*** GIVEN INFORMATION ***

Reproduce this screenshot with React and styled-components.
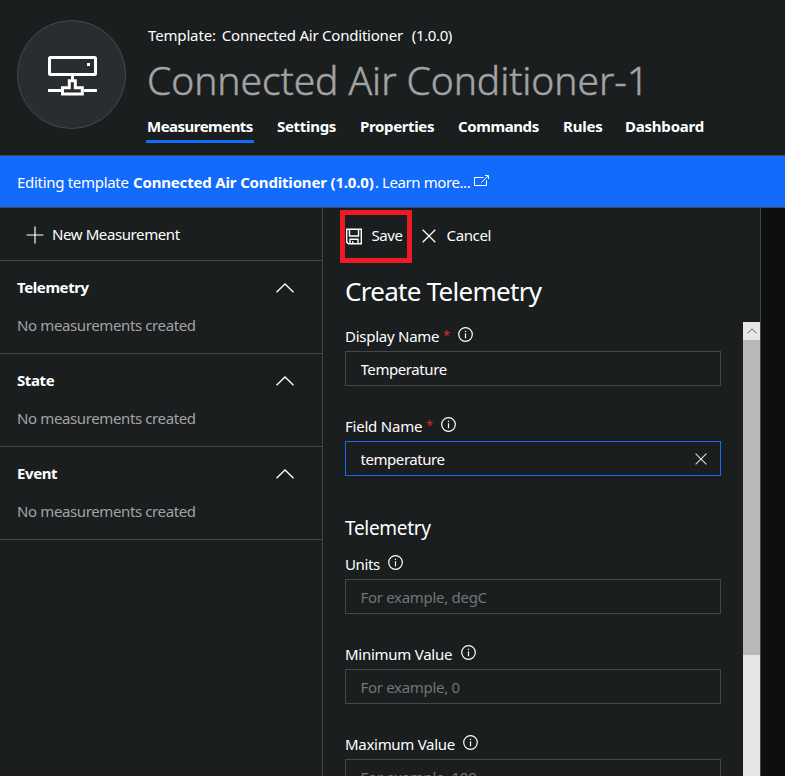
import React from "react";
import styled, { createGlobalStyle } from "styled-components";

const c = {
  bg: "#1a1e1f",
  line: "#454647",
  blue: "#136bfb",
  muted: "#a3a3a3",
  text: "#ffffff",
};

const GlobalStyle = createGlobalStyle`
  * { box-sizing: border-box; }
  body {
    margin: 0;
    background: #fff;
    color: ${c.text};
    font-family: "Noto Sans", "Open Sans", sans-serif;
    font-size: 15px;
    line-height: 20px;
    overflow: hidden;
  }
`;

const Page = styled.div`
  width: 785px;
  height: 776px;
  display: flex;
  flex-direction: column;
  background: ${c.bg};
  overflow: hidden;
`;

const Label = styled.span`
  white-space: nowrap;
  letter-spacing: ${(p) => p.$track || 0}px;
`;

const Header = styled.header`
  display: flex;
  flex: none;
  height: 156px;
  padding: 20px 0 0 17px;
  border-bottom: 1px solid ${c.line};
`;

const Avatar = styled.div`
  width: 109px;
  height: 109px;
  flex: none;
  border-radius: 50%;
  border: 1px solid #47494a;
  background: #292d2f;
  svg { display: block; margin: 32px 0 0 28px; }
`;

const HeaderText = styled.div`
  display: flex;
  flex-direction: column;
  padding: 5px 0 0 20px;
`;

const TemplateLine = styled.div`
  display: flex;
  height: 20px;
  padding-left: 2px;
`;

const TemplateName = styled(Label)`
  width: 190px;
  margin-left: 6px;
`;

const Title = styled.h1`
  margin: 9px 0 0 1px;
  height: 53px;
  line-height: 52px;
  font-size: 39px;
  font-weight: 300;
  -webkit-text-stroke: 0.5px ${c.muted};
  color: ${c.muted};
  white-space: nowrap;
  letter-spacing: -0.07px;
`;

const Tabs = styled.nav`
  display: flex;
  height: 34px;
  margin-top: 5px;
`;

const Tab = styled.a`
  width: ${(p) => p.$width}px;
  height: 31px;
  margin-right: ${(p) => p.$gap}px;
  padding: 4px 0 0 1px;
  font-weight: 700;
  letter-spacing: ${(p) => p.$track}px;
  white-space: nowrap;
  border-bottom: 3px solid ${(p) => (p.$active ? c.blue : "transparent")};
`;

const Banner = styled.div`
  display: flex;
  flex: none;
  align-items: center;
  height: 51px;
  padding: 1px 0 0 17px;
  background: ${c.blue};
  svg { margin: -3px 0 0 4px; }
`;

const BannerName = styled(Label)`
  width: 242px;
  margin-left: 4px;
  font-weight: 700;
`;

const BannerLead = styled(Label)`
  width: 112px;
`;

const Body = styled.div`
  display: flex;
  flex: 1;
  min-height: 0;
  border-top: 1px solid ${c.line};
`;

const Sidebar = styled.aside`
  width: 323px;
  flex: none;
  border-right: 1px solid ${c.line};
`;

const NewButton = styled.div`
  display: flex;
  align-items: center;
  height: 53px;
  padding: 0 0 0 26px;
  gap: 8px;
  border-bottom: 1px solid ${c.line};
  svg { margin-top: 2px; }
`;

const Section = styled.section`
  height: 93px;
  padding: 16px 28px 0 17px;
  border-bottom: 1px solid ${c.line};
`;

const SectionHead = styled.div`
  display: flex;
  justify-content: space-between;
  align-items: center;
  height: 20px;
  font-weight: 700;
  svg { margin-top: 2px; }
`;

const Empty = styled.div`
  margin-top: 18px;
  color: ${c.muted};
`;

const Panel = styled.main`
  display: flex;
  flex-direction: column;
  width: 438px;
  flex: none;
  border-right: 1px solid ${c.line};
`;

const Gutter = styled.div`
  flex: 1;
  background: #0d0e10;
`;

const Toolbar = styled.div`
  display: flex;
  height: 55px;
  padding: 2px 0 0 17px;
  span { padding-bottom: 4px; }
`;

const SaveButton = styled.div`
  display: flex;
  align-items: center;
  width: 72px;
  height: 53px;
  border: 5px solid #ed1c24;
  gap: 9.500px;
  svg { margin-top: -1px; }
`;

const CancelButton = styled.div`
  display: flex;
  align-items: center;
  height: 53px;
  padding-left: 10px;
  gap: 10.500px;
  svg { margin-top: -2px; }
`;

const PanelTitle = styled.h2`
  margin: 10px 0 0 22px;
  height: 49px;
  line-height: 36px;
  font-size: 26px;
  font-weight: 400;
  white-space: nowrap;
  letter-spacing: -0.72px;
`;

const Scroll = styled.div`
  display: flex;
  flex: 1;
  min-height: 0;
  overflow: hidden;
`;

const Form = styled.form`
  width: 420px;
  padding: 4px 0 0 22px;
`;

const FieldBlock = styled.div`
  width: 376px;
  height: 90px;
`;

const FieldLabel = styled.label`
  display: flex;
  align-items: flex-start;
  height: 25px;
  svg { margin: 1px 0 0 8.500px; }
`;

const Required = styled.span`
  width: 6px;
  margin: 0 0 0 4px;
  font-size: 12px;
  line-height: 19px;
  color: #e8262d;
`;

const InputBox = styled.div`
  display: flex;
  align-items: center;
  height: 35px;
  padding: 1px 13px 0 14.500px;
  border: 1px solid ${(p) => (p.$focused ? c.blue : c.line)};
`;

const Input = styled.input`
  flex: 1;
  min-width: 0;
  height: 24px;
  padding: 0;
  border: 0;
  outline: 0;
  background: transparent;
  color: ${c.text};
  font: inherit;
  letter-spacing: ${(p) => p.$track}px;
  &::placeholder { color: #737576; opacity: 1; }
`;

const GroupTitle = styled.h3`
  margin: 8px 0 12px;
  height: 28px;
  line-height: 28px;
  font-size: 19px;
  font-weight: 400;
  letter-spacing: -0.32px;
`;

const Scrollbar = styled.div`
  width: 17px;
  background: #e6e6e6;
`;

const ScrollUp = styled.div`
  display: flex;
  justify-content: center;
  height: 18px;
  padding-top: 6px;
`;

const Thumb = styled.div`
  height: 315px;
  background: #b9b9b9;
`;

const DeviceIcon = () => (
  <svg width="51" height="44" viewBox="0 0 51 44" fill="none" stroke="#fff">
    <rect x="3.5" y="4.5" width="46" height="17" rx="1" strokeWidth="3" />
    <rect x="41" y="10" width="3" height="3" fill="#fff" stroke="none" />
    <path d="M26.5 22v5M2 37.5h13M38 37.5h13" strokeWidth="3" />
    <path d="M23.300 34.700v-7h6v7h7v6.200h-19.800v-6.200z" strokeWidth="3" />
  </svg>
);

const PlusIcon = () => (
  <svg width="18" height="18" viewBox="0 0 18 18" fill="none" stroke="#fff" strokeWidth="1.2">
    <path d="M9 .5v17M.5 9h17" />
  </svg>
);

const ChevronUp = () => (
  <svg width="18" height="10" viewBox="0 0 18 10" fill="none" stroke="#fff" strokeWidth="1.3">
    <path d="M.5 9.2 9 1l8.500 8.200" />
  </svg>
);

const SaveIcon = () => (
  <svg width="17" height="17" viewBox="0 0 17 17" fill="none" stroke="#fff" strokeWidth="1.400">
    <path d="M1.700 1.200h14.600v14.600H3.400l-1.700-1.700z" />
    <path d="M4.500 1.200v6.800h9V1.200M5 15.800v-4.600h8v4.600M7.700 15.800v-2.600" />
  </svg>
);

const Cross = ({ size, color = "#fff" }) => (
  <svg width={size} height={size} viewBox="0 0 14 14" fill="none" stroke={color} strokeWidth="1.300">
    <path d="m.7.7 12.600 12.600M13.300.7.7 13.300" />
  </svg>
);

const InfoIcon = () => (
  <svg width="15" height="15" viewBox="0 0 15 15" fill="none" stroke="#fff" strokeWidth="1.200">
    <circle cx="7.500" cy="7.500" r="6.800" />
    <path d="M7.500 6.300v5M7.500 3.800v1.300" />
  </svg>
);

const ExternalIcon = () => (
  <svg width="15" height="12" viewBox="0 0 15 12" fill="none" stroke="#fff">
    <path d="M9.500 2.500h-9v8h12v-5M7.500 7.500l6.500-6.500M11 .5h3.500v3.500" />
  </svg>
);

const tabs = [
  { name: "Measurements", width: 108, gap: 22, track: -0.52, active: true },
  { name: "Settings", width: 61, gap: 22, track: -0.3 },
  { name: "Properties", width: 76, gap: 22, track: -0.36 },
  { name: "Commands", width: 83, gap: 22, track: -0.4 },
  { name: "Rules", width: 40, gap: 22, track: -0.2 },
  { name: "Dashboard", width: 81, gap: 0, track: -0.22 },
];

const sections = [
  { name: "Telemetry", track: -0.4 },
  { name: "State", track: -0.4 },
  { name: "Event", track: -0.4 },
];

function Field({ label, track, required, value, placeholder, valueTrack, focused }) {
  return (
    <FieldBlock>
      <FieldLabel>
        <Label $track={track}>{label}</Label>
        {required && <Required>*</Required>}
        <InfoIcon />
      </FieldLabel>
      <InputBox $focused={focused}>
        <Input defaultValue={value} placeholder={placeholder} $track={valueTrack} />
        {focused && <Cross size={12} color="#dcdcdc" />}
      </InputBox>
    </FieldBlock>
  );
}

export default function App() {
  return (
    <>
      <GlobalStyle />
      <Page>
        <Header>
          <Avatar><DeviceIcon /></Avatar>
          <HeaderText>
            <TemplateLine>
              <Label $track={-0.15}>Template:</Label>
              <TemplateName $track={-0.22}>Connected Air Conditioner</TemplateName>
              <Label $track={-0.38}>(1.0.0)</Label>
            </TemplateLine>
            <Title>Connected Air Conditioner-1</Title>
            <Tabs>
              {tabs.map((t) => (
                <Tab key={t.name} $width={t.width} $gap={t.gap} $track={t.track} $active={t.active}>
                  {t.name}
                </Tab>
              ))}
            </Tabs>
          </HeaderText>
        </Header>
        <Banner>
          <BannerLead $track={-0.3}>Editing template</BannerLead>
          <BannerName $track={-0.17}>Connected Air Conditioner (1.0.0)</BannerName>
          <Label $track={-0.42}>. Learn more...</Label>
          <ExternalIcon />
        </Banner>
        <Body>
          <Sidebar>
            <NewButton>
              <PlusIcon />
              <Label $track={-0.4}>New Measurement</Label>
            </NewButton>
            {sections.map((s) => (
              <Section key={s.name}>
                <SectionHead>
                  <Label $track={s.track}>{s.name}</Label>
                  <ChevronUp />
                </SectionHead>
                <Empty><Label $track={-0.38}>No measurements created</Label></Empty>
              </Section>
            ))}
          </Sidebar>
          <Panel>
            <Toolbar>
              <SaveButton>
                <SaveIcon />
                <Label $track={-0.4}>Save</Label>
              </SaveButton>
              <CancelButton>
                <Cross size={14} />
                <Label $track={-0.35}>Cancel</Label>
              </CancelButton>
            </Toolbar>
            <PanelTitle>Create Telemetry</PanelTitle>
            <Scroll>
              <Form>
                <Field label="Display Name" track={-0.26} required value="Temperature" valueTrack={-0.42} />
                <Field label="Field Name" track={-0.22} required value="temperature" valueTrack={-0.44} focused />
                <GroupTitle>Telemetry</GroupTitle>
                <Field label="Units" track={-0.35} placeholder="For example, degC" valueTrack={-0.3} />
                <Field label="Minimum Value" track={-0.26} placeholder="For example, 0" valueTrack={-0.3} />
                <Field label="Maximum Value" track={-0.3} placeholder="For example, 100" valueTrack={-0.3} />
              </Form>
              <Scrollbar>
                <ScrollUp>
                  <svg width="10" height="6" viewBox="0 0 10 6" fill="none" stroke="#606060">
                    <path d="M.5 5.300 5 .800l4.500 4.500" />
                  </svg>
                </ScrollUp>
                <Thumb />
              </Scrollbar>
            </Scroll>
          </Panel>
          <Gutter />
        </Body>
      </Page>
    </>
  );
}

***

**TASK INSTRUCTIONS**: Identify each line containing the string "components" and copy it out.

**REPLY**:
Reproduce this screenshot with React and styled-components.
import styled, { createGlobalStyle } from "styled-components";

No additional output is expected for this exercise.